Over against so many Christians’ attempts to predict the date of Christ’s return and the way this causes them to get wrapped up in the worst pursuits of human history, Christ is adamant that even he doesn’t know. What he does know, however, is what will be of most import in those days: whether or not we had mercy and compassion upon the weak and vulnerable in the world, whether or not we got close to the poor, the homeless, and the vulnerable in order to see, understand, and work to offer aid.

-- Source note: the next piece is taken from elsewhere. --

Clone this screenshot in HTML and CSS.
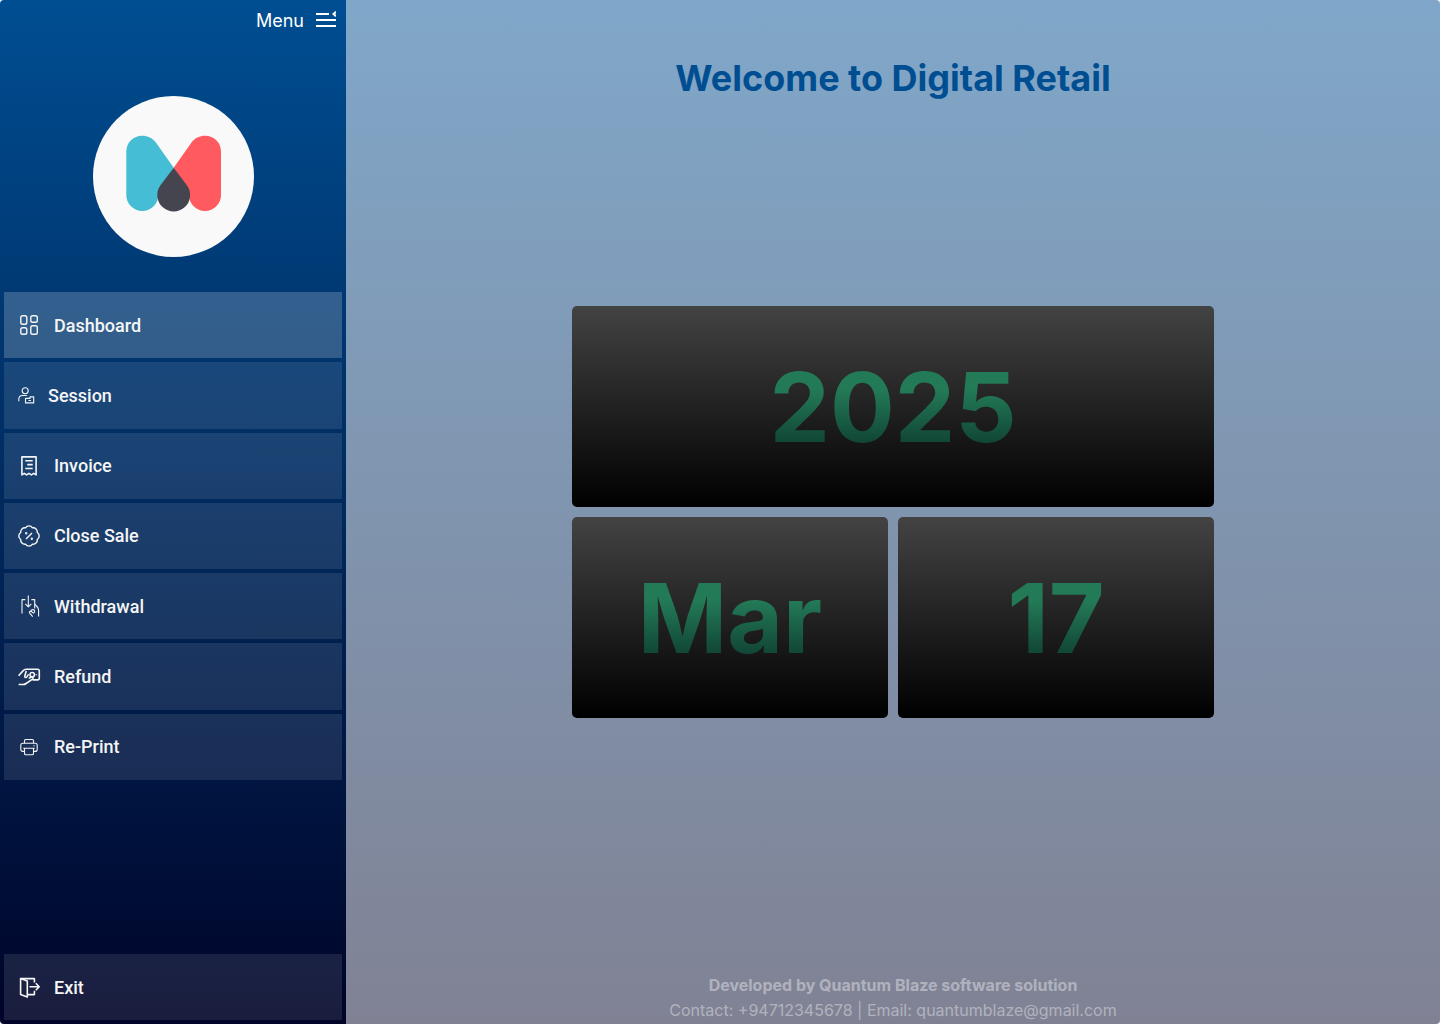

This passage is seemingly unimpressed with beliefs, emphasizing instead our actions. It reminds me of a quote (I regret I cannot attribute it properly): “Jesus would rather be taken seriously than worshipped. Of course, if you take Jesus seriously, you’ll worship him.” Taking Jesus seriously means being his disciple. Being Jesus’s disciple means that I won’t always “get it.”

Being Jesus’s disciple means that I can partner with those who say that want nothing to do with Christians or the Church or even God. Discipleship can and does happen before belief. Atheist disciples? Muslim disciples? Apathetic disciples? These all seem possible to me if the invitation to follow Christ happens through our obedience. Perhaps by faithfully obeying Christ and feeding the hungry alongside non-Christians opens up the space for them to someday “get it.” I believe now that works of mercy are evangelism, the making of new disciples.